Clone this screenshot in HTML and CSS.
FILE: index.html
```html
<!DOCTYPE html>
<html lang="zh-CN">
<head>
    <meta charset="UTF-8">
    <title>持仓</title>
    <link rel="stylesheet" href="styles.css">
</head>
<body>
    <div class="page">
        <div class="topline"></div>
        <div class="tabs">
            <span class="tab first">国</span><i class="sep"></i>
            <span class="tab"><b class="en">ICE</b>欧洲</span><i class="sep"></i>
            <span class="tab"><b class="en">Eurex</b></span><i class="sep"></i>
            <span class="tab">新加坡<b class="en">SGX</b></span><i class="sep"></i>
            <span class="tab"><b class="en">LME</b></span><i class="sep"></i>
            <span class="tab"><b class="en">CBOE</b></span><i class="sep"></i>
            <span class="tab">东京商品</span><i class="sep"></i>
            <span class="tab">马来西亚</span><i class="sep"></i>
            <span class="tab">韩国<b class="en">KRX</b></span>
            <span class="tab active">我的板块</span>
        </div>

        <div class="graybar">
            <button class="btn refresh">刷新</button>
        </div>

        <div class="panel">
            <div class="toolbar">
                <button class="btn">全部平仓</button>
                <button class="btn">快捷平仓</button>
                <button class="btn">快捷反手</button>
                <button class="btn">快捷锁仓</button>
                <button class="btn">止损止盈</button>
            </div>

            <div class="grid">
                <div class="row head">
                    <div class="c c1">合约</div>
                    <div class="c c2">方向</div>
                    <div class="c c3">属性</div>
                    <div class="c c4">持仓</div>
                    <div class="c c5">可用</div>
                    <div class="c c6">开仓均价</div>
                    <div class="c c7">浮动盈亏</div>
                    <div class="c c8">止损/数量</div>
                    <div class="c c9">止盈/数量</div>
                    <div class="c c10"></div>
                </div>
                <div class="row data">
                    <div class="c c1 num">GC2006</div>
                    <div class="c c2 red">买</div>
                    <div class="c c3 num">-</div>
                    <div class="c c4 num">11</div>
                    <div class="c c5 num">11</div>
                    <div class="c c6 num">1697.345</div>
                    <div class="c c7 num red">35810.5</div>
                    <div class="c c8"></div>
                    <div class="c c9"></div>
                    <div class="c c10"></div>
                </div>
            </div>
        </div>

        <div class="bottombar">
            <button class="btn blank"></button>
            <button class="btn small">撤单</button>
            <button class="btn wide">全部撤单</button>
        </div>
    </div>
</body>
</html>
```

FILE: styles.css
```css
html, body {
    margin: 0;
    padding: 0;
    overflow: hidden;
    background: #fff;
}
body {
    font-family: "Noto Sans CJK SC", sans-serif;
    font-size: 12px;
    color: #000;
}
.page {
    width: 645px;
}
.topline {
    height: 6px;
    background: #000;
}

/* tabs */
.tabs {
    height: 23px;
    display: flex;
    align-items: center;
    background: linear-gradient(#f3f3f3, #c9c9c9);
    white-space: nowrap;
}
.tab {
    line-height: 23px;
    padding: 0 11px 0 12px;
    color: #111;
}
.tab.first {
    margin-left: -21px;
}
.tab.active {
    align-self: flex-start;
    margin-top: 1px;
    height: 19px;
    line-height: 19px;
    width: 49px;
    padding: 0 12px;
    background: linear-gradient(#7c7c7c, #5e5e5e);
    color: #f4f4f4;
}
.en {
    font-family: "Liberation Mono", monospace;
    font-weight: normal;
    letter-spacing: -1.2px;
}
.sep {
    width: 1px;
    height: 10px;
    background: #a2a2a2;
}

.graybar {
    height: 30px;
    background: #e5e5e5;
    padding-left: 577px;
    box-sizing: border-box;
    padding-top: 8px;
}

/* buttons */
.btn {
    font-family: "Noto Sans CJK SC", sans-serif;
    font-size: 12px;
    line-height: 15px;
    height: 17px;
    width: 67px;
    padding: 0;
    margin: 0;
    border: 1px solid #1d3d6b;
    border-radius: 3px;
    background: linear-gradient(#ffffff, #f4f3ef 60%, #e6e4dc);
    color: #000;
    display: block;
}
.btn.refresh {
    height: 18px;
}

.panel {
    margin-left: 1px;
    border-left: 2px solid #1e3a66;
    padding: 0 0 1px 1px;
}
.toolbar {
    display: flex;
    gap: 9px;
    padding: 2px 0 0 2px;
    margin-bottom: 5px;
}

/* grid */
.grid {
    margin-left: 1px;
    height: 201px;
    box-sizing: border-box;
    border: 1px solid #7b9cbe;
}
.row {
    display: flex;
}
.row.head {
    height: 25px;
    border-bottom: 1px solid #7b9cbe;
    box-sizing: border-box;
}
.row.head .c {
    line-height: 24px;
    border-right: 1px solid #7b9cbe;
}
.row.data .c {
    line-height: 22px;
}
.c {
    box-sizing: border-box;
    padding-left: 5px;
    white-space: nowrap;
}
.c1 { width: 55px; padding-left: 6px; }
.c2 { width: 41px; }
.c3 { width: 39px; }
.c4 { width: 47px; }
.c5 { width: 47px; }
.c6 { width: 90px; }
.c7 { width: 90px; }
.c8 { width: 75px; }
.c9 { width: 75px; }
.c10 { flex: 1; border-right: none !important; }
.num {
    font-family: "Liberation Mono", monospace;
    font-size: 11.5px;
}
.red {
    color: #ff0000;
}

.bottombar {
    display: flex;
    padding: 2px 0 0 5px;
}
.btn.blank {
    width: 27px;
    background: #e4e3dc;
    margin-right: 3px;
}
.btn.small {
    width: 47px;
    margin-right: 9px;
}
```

—————

■ **What you should do**
Retype the listing above in full, with no alterations.

■ **Correct answer**
Clone this screenshot in HTML and CSS.
FILE: index.html
```html
<!DOCTYPE html>
<html lang="zh-CN">
<head>
    <meta charset="UTF-8">
    <title>持仓</title>
    <link rel="stylesheet" href="styles.css">
</head>
<body>
    <div class="page">
        <div class="topline"></div>
        <div class="tabs">
            <span class="tab first">国</span><i class="sep"></i>
            <span class="tab"><b class="en">ICE</b>欧洲</span><i class="sep"></i>
            <span class="tab"><b class="en">Eurex</b></span><i class="sep"></i>
            <span class="tab">新加坡<b class="en">SGX</b></span><i class="sep"></i>
            <span class="tab"><b class="en">LME</b></span><i class="sep"></i>
            <span class="tab"><b class="en">CBOE</b></span><i class="sep"></i>
            <span class="tab">东京商品</span><i class="sep"></i>
            <span class="tab">马来西亚</span><i class="sep"></i>
            <span class="tab">韩国<b class="en">KRX</b></span>
            <span class="tab active">我的板块</span>
        </div>

        <div class="graybar">
            <button class="btn refresh">刷新</button>
        </div>

        <div class="panel">
            <div class="toolbar">
                <button class="btn">全部平仓</button>
                <button class="btn">快捷平仓</button>
                <button class="btn">快捷反手</button>
                <button class="btn">快捷锁仓</button>
                <button class="btn">止损止盈</button>
            </div>

            <div class="grid">
                <div class="row head">
                    <div class="c c1">合约</div>
                    <div class="c c2">方向</div>
                    <div class="c c3">属性</div>
                    <div class="c c4">持仓</div>
                    <div class="c c5">可用</div>
                    <div class="c c6">开仓均价</div>
                    <div class="c c7">浮动盈亏</div>
                    <div class="c c8">止损/数量</div>
                    <div class="c c9">止盈/数量</div>
                    <div class="c c10"></div>
                </div>
                <div class="row data">
                    <div class="c c1 num">GC2006</div>
                    <div class="c c2 red">买</div>
                    <div class="c c3 num">-</div>
                    <div class="c c4 num">11</div>
                    <div class="c c5 num">11</div>
                    <div class="c c6 num">1697.345</div>
                    <div class="c c7 num red">35810.5</div>
                    <div class="c c8"></div>
                    <div class="c c9"></div>
                    <div class="c c10"></div>
                </div>
            </div>
        </div>

        <div class="bottombar">
            <button class="btn blank"></button>
            <button class="btn small">撤单</button>
            <button class="btn wide">全部撤单</button>
        </div>
    </div>
</body>
</html>
```

FILE: styles.css
```css
html, body {
    margin: 0;
    padding: 0;
    overflow: hidden;
    background: #fff;
}
body {
    font-family: "Noto Sans CJK SC", sans-serif;
    font-size: 12px;
    color: #000;
}
.page {
    width: 645px;
}
.topline {
    height: 6px;
    background: #000;
}

/* tabs */
.tabs {
    height: 23px;
    display: flex;
    align-items: center;
    background: linear-gradient(#f3f3f3, #c9c9c9);
    white-space: nowrap;
}
.tab {
    line-height: 23px;
    padding: 0 11px 0 12px;
    color: #111;
}
.tab.first {
    margin-left: -21px;
}
.tab.active {
    align-self: flex-start;
    margin-top: 1px;
    height: 19px;
    line-height: 19px;
    width: 49px;
    padding: 0 12px;
    background: linear-gradient(#7c7c7c, #5e5e5e);
    color: #f4f4f4;
}
.en {
    font-family: "Liberation Mono", monospace;
    font-weight: normal;
    letter-spacing: -1.2px;
}
.sep {
    width: 1px;
    height: 10px;
    background: #a2a2a2;
}

.graybar {
    height: 30px;
    background: #e5e5e5;
    padding-left: 577px;
    box-sizing: border-box;
    padding-top: 8px;
}

/* buttons */
.btn {
    font-family: "Noto Sans CJK SC", sans-serif;
    font-size: 12px;
    line-height: 15px;
    height: 17px;
    width: 67px;
    padding: 0;
    margin: 0;
    border: 1px solid #1d3d6b;
    border-radius: 3px;
    background: linear-gradient(#ffffff, #f4f3ef 60%, #e6e4dc);
    color: #000;
    display: block;
}
.btn.refresh {
    height: 18px;
}

.panel {
    margin-left: 1px;
    border-left: 2px solid #1e3a66;
    padding: 0 0 1px 1px;
}
.toolbar {
    display: flex;
    gap: 9px;
    padding: 2px 0 0 2px;
    margin-bottom: 5px;
}

/* grid */
.grid {
    margin-left: 1px;
    height: 201px;
    box-sizing: border-box;
    border: 1px solid #7b9cbe;
}
.row {
    display: flex;
}
.row.head {
    height: 25px;
    border-bottom: 1px solid #7b9cbe;
    box-sizing: border-box;
}
.row.head .c {
    line-height: 24px;
    border-right: 1px solid #7b9cbe;
}
.row.data .c {
    line-height: 22px;
}
.c {
    box-sizing: border-box;
    padding-left: 5px;
    white-space: nowrap;
}
.c1 { width: 55px; padding-left: 6px; }
.c2 { width: 41px; }
.c3 { width: 39px; }
.c4 { width: 47px; }
.c5 { width: 47px; }
.c6 { width: 90px; }
.c7 { width: 90px; }
.c8 { width: 75px; }
.c9 { width: 75px; }
.c10 { flex: 1; border-right: none !important; }
.num {
    font-family: "Liberation Mono", monospace;
    font-size: 11.5px;
}
.red {
    color: #ff0000;
}

.bottombar {
    display: flex;
    padding: 2px 0 0 5px;
}
.btn.blank {
    width: 27px;
    background: #e4e3dc;
    margin-right: 3px;
}
.btn.small {
    width: 47px;
    margin-right: 9px;
}
```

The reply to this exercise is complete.